A group of individuals threatened to release a dog on Local 10′s Jeff Weinsier after he asked who gave them permission to live inside a Miami home.
The owner of that home also got a writ from a judge last August, ordering the removal of those people who have never had a lease and no legal right to be in the home.
Phil Revah is the attorney representing that homeowner.
“When it was time for the sheriff to execute the writ, they said, ‘We are not going to execute it,’” Revah explained. “To which we said, ‘These people are not tenants. They are not protected under a moratorium.
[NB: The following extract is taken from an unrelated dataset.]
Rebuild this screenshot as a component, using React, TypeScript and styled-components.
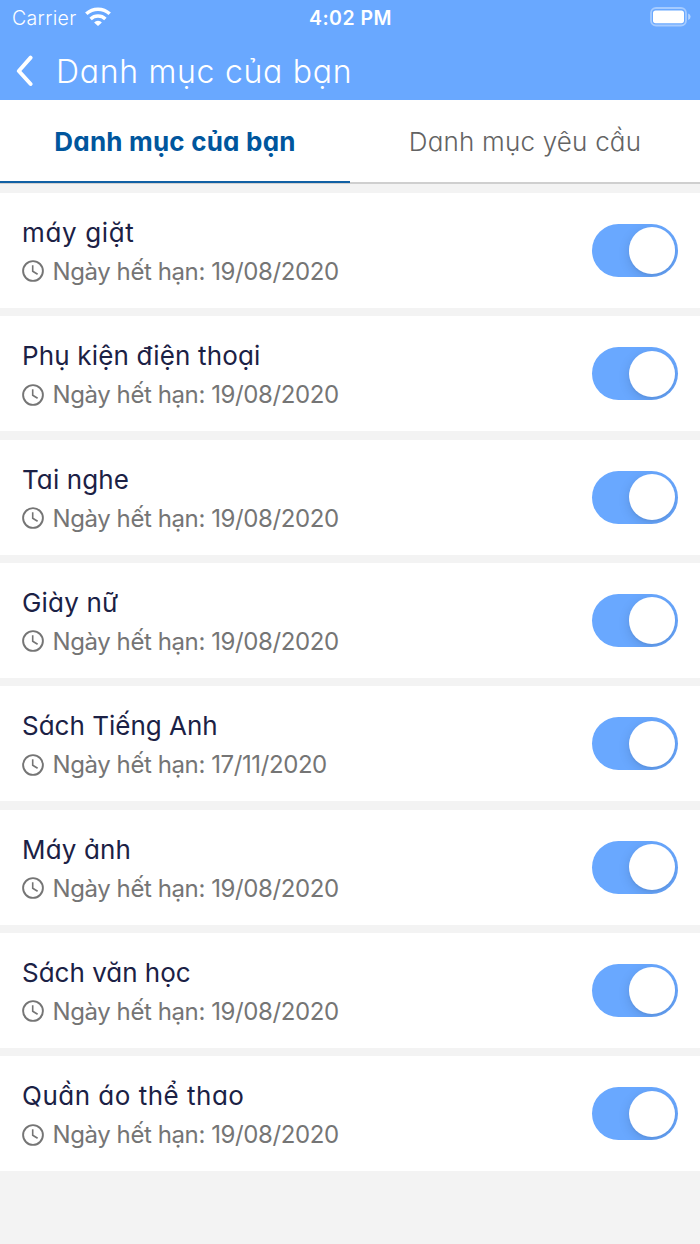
import React from 'react';
import styled, { createGlobalStyle } from 'styled-components';

const GlobalStyle = createGlobalStyle`
  * { box-sizing: border-box; }
  body {
    margin: 0;
    background: #f3f3f3;
    font-family: Inter, "Liberation Sans", sans-serif;
  }
`;

const Screen = styled.div`
  width: 700px;
  height: 1244px;
  overflow: hidden;
  background: #f3f3f3;
`;

const Header = styled.header`
  height: 99.6px;
  background: #69a8ff;
  color: #fff;
`;

const StatusBar = styled.div`
  display: grid;
  grid-template-columns: 1fr auto 1fr;
  align-items: center;
  height: 36px;
  padding: 0 9px 0 12px;
  font-size: 19.5px;
  line-height: 36px;
`;

const Carrier = styled.div`
  display: flex;
  align-items: center;
  gap: 8px;
  font-weight: 350;
  letter-spacing: 0.35px;
  svg { margin-top: -3px; }
`;

const Clock = styled.div`
  margin-left: -2px;
  font-weight: 600;
  letter-spacing: 0.5px;
`;

const Battery = styled.svg`
  justify-self: end;
  margin-top: -2px;
`;

const NavBar = styled.div`
  display: flex;
  align-items: center;
  height: 64px;
  padding: 7px 0 0 16px;
`;

const BackIcon = styled.svg`
  margin: 0 22px 2px 0;
`;

const Title = styled.h1<{ $spacing: number }>`
  margin: 0;
  font-size: 32px;
  font-weight: 340;
  line-height: 42px;
  white-space: nowrap;
  font-feature-settings: "cv11";
  letter-spacing: ${(p) => p.$spacing}px;
`;

const Tabs = styled.nav`
  display: flex;
  height: 84.4px;
  background: #fff;
  border-bottom: 2px solid #cfcfcf;
`;

const Tab = styled.button<{ $active?: boolean; $spacing: number }>`
  flex: 1;
  height: 83.4px;
  margin: 0;
  padding: 3px 0 0;
  border: 0;
  border-bottom: 2px solid ${(p) => (p.$active ? '#1060a4' : 'transparent')};
  background: none;
  color: ${(p) => (p.$active ? '#00569d' : '#636363')};
  font-family: inherit;
  font-size: 26px;
  font-weight: ${(p) => (p.$active ? 650 : 300)};
  font-feature-settings: "cv11";
  letter-spacing: ${(p) => p.$spacing}px;
  white-space: nowrap;
`;

const List = styled.main`
  display: flex;
  flex-direction: column;
  gap: 8.33px;
  padding-top: 9px;
`;

const Row = styled.section`
  display: flex;
  align-items: center;
  justify-content: space-between;
  height: 115px;
  padding: 0 22px;
  background: #fff;
`;

const Details = styled.div`
  padding-top: 4px;
`;

const Name = styled.div<{ $spacing: number }>`
  color: #1b2145;
  font-size: 26px;
  font-weight: 400;
  line-height: 38px;
  white-space: nowrap;
  font-feature-settings: "cv11";
  letter-spacing: ${(p) => p.$spacing}px;
`;

const Expiry = styled.div`
  display: flex;
  align-items: center;
  gap: 8.5px;
  height: 39px;
  color: #757575;
  font-size: 24px;
  font-weight: 380;
  letter-spacing: -0.41px;
  white-space: nowrap;
`;

const Switch = styled.button`
  display: flex;
  justify-content: flex-end;
  align-items: center;
  width: 86.5px;
  height: 53px;
  padding: 0 3px;
  border: 0;
  border-radius: 27px;
  overflow: hidden;
  background: #69a8ff;
`;

const Knob = styled.span`
  width: 46.5px;
  height: 46.5px;
  border-radius: 50%;
  background: #fff;
  box-shadow: 0 3px 12px rgba(0, 0, 0, 0.13), 0 2px 2px rgba(0, 0, 0, 0.04);
`;

const items = [
  { name: 'máy giặt', date: '19/08/2020', spacing: 0.65 },
  { name: 'Phụ kiện điện thoại', date: '19/08/2020', spacing: 0.15 },
  { name: 'Tai nghe', date: '19/08/2020', spacing: 0.12 },
  { name: 'Giày nữ', date: '19/08/2020', spacing: 0.2 },
  { name: 'Sách Tiếng Anh', date: '17/11/2020', spacing: 0 },
  { name: 'Máy ảnh', date: '19/08/2020', spacing: 0.15 },
  { name: 'Sách văn học', date: '19/08/2020', spacing: 0 },
  { name: 'Quần áo thể thao', date: '19/08/2020', spacing: 0.5 },
];

const WifiIcon = () => (
  <svg width="26" height="19" viewBox="0 0 26 19" fill="none" stroke="#fff" strokeWidth="3.5">
    <path d="M1.3 6.8 A17 17 0 0 1 24.7 6.8" />
    <path d="M5.6 11.9 A10.8 10.8 0 0 1 20.4 11.9" />
    <path d="M13 19 L9.1 15.4 A5.5 5.5 0 0 1 16.9 15.4 Z" fill="#fff" stroke="none" />
  </svg>
);

const ClockIcon = () => (
  <svg width="22" height="22" viewBox="0 0 22 22" fill="none" stroke="#757575">
    <circle cx="11" cy="11" r="9.9" strokeWidth="1.9" />
    <path d="M10.7 5.2 V11.2 L15.6 14.2" strokeWidth="1.6" />
  </svg>
);

export default function App() {
  return (
    <Screen>
      <GlobalStyle />
      <Header>
        <StatusBar>
          <Carrier>
            <span>Carrier</span>
            <WifiIcon />
          </Carrier>
          <Clock>4:02 PM</Clock>
          <Battery width="41" height="20" viewBox="0 0 41 20">
            <rect x="1" y="1" width="35" height="17.5" rx="5" fill="none" stroke="#fff" strokeOpacity="0.4" strokeWidth="1.8" />
            <rect x="3" y="3.4" width="31" height="12.8" rx="2.7" fill="#fff" />
            <path d="M38.2 6.5 Q40.6 7.5 40.6 9.8 Q40.6 12 38.2 13 Z" fill="#fff" fillOpacity="0.5" />
          </Battery>
        </StatusBar>
        <NavBar>
          <BackIcon width="18" height="32" viewBox="0 0 18 32" fill="none" stroke="#fff" strokeWidth="3.9" strokeLinecap="round" strokeLinejoin="round">
            <path d="M14.6 2.6 L2.8 16 L14.6 29" />
          </BackIcon>
          <Title $spacing={0.7}>Danh mục của bạn</Title>
        </NavBar>
      </Header>
      <Tabs>
        <Tab $active $spacing={0.2}>Danh mục của bạn</Tab>
        <Tab $spacing={0.2}>Danh mục yêu cầu</Tab>
      </Tabs>
      <List>
        {items.map((item) => (
          <Row key={item.name}>
            <Details>
              <Name $spacing={item.spacing}>{item.name}</Name>
              <Expiry>
                <ClockIcon />
                <span>Ngày hết hạn: {item.date}</span>
              </Expiry>
            </Details>
            <Switch role="switch" aria-checked="true" aria-label={item.name}>
              <Knob />
            </Switch>
          </Row>
        ))}
      </List>
    </Screen>
  );
}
They are squatters.’”
Then there’s Patricia Guererro, who took matters into her own hands.
Squatters, who showed police a fake lease after they were called, had moved into a vacant home Guererro owned in Miami and was selling.
She got a writ from a judge back in December, but there was no communication or movement from police to remove squatters.
“I have been paying the mortgage, property taxes,” Guererro said.
So, when the squatters were out, Guererro moved in and changed the locks, taking their possessions to a police station.
“This is what we call a constitutional crisis,” said Revah. “A political office like the mayor’s office tell the sheriff’s office to stand down, and not to execute writs of possession.”
Last week at a news conference, Mayor Levine Cava did had something to say when asked about squatters.
“We are not preventing the removal of squatters,” she said. “Squatters are not protected by the courts. Those matters have always been available to call into the police department.”
The homeowner’s and attorney Local 10 News talked to said they were told by police who showed up that they had to go through the court system.
Confused?
“In the cases presented to us, Miami’s-Dade’s residential eviction moratorium seems to be inadvertently protecting squatters,” said Revah. “It’s a problem, again, only in Miami-Dade County.”
For now, those squatters still have someone else’s roof over their heads, rent free.